At 01:53 AM 7/28/04 -0400, Phillip J. Eby wrote:
>Here's a rough plan for the first stages of how I want to move towards 
>implementing "workspace-based" object mappings in peak.model and storage, 
>in the form of an list of "stories" or requirements to be 
>implemented.  I've tried to order them approximately in the order I would 
>write the tests to develop them in a test-driven way.  As you'll see, this 
>list is quit concrete up to a point, and then fizzles out into general 
>thoughts and directions that hopefully will be clearer by the time I get 
>that far.  :)

Wow, I really shouldn't write these things at 2am.  That should be "in the 
form of *a* list", and "this list is *quite* concrete".  :)

>* Classes retrieved from a workspace or any module component thereof, have 
>a 'find()' classmethod that iterates over all created instances of that 
>class or any of its subclasses (within the corresponding workspace)

This actually needs to be "mutable peak.model classes", not all 
classes.  Immutables such as structs and enumerations won't have find() or 
get().  Indeed, anything other than modules and mutable peak.model classes 
should be returned from the workspace (or any child module components) 
completely unchanged.  So that's another thing that should be on the list 
of tests.

>* The workspace offers a 'delete()' method which may be used to dispose of 
>an instance of a workspace-specific class.  Once deleted, the instance is 
>no longer returned by 'find()'.

It should also be noted that, once an instance is created, it will always 
be yielded by find() until delete() is called, even if no outside 
references to the object are kept.  And once delete() is called, any 
attempt to use the object should result in an error.  (E.g. perhaps its 
type should be changed to a subclass with a 'DeletedObject' mixin that 
raises an error for any operation, including attribute access.)

>* Keys can have an estimated multiplicity, which may be 1 or higher.  (1 
>means unique, values higher than 1 are an estimate which may be used to 
>drive caching rules)

Clarification: this is to support caching of certain types of 
queries.  But, given that the vast majority of the system's functionality 
depends on unique keys, this should probably be simplified to deal only in 
unique keys for now.  We can always add support for non-unique keys and 
indexes later.

>Workspace SPI
>-------------
>
>* Cache objects or lists thereof by key
>
>* Clear all cache entries touched during a transaction
>
>* Track instances modified during a transaction, and whether they've been 
>saved

It's not clear to me yet whether workspaces' lifecycle will be directly 
linked to their transaction service, or whether they will be more like 
subtransactions.  Notably, document-style persistence doesn't require a 
workspace to look like a transaction participant, and it may be more useful 
to have capabilities like a command history with undo/redo.  For fact-base 
persistence, a transaction could then simply be modeled as one large 
command, that is undone if the transaction is rolled back.  Having a 
command mechanism is also attractive if one is implementing a "prevalent" 
workspace, or creating a GUI that works on in-memory objects.
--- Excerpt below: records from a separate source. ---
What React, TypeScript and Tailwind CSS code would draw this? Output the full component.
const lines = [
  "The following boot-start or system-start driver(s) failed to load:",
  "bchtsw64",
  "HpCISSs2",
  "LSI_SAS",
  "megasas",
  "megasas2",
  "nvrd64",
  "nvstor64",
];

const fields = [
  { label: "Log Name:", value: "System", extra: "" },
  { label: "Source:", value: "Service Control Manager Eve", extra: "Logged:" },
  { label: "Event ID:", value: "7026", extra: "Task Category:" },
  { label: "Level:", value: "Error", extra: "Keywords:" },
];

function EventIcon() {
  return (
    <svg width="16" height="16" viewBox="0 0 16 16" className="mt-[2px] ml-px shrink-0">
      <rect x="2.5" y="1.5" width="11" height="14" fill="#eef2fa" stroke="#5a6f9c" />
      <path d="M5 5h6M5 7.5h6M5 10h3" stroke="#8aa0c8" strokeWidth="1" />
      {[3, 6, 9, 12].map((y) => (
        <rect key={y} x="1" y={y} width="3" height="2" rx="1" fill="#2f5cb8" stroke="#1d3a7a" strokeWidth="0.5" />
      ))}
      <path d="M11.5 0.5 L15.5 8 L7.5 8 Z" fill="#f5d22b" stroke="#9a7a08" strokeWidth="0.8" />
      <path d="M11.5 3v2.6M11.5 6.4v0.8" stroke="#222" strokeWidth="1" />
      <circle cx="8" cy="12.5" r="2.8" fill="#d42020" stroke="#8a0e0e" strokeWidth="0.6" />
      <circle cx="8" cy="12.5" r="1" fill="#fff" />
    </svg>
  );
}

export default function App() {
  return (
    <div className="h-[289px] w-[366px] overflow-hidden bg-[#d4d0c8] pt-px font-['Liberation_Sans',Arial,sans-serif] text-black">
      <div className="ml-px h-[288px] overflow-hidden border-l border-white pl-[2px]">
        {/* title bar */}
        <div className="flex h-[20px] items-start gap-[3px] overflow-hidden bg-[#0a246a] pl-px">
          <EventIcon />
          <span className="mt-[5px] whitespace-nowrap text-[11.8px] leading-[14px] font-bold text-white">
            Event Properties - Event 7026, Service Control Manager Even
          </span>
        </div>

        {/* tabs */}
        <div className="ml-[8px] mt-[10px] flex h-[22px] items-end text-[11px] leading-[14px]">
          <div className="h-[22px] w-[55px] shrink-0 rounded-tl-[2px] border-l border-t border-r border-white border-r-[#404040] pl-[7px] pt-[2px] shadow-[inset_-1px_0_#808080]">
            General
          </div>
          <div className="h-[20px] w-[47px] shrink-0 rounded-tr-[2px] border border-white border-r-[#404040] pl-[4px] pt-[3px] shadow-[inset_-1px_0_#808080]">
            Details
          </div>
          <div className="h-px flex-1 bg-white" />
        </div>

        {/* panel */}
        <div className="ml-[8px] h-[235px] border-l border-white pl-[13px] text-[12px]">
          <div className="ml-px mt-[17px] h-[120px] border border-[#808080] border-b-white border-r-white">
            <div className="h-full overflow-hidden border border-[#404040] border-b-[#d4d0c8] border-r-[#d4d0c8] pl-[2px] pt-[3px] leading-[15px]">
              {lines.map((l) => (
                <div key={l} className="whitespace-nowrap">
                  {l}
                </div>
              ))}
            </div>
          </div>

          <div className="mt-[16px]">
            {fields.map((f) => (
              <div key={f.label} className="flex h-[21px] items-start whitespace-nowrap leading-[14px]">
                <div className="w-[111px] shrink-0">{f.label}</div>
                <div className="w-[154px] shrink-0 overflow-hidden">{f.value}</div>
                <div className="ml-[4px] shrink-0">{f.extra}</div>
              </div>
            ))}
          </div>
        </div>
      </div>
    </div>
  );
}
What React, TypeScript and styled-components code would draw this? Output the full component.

In fact, using commands and mementos is helpful even for implementing 
fact-base persistence, in that an object's state can be compared with its 
state at the beginning of the transaction, in order to decide what updates 
should be done.  Deleted and created objects could be tracked by the 
command as well.  For document persistence, an entire editing session could 
be represented by a top-level command, retaining its undo history as 
sub-commands.  Policy for things like how much undo history to keep can be 
encapsulated in the command object, so the workspace logic doesn't need to 
get involved with any of that.  The workspace just has a "current command" 
(which may be a "null command") that objects talk to when they are 
inserted/deleted/changed.

If command objects provide a notification interface for undo/redo, then 
arbitrary system actions (like updating indexes or caches) can be tied to 
the command using closures.  (Although a special event source would be 
required for 'undo', since it needs to fire callbacks in *reverse* from the 
order they were added to the event.)  Also, if the workspace provides an 
event interface for objects added/changed/deleted, then command objects 
that care can track these events to construct their history.  A "null 
command" implementation would simply ignore undo/redo notification 
requests, and also ignore add/change/delete events.

What should this command interface look like?  Presumably the workspace 
will have a command stack, and offer a method to execute a 
command.  Perhaps a top-level command is supplied when the workspace is 
created, but then we are not "executing" that command.  So maybe the 
difference is that we have ICommand and ICommandManager, where ICommand is 
an ICommandManager that also can be executed.  That is, an ICommandManager 
doesn't have an 'execute()' method, because it doesn't know "what to 
do".  It represents a session or transaction of arbitary behavior.  An 
ICommand has an 'execute()' method to carry out some specific operation, 
and is used only by applications that have commands of that sort, or is 
used to represent system operations like indexing or cache management.

Example: you create a workspace and modify an object.  Modifying the object 
means an in-memory index needs updating, so the 'around' method that 
updates the index creates an IndexUpdateCommand and calls 'ws.run(cmd)' to 
run the command.  The command is added to the current command's undo 
history, if any, and the index gets updated.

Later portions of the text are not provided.